1 Badtux { 10.20.10 at 2:20 am }

The biggest issue here is that the titles are clouded. Most of the people foreclosed upon were underwater and don’t have any actionable tort damages, but now the question is, who owned the mortgage at the time of foreclosure, and did that entity get the money they were supposed to get from the foreclosure sale?

Anybody who bought a short sale or a foreclosure within the past two years basically is SOL, because their title has a big red scarlet “F” (for Fraud) on it because nobody knows if the mortgage liens on those titles were really discharged. You can be two years down the road, decide you want to sell your home, and find out you can’t sell it unless you pay *another* person money that you don’t owe because they have a lien on the house and the lien wasn’t satisfied when you paid the bank that fraudulently foreclosed upon the home because that bank didn’t actually own the mortgage on the house.

This is a mess, and it’s one that a posturing and quick fixes aren’t going to fix anytime soon.
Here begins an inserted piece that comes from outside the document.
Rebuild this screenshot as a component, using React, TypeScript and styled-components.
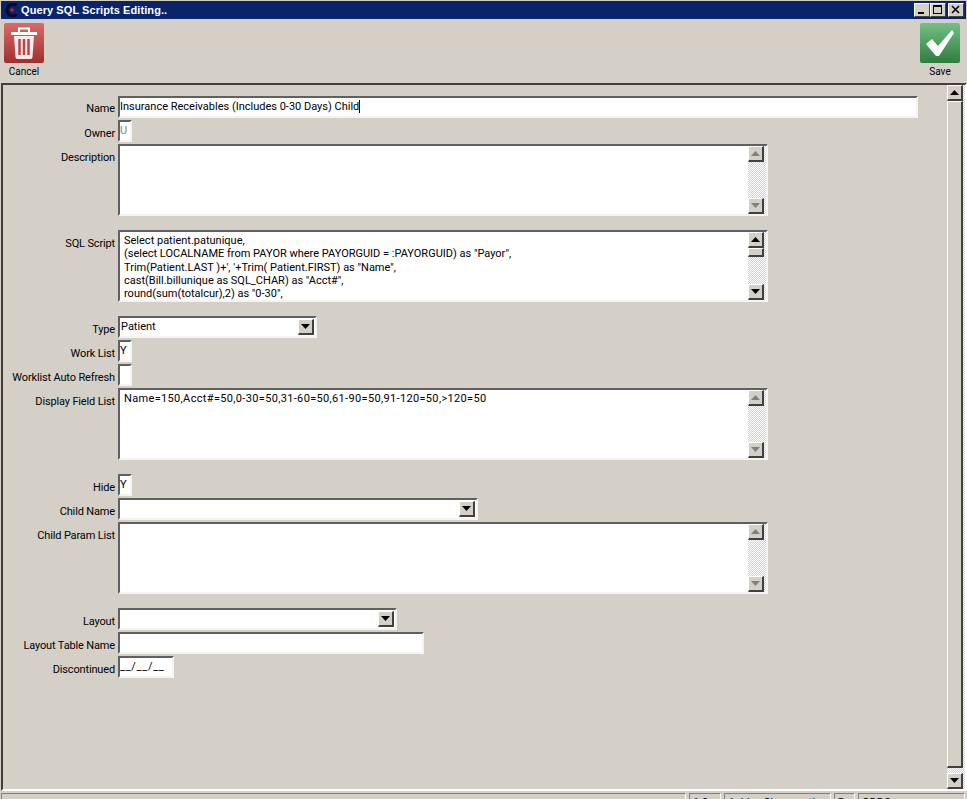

At least out here in deed-in-trust civil foreclosure land we don’t have the lien issue you people back east have — our titles are unclouded, because the title trust company had clear ownership of the title (our titles are held in trust when under mortgage, rather than having a mortgage lien placed upon them, and the mortgage-owner’s recourse if they didn’t get paid off before the title was released to the new owner is against the title company, not against the new owner of the home). On the other hand, if the whole title trust system collapses because of this, we’re pretty FUBAR too, because we simply aren’t set up for the sort of mortgage system that you folks back East have, we don’t have the courthouse staff nor the judges to handle judicial foreclosures if the civil trust system collapses…

– Badtux the Law Penguin

2 Bryan { 10.20.10 at 10:10 am }

There have already been cases of two banks foreclosing on the same property over the same mortgage, both claiming to hold the note,

Basically, no property mortgaged this century in Florida can be assumed to have a clear title, and therefore is too risky to buy. The title insurance companies in Florida may just shut down because of the risk.

The only way out would be for courts to refuse to recognize liens that aren’t registered at the county courthouse, and give the banks some period to register, IOW treat property titles like motor vehicle titles.

Whatever is done, it will take time and a lot of money to square things away to get the real estate market back on track. There is going to be no housing market to pull the nation out of the recession until this is fixed, even if there were some demand.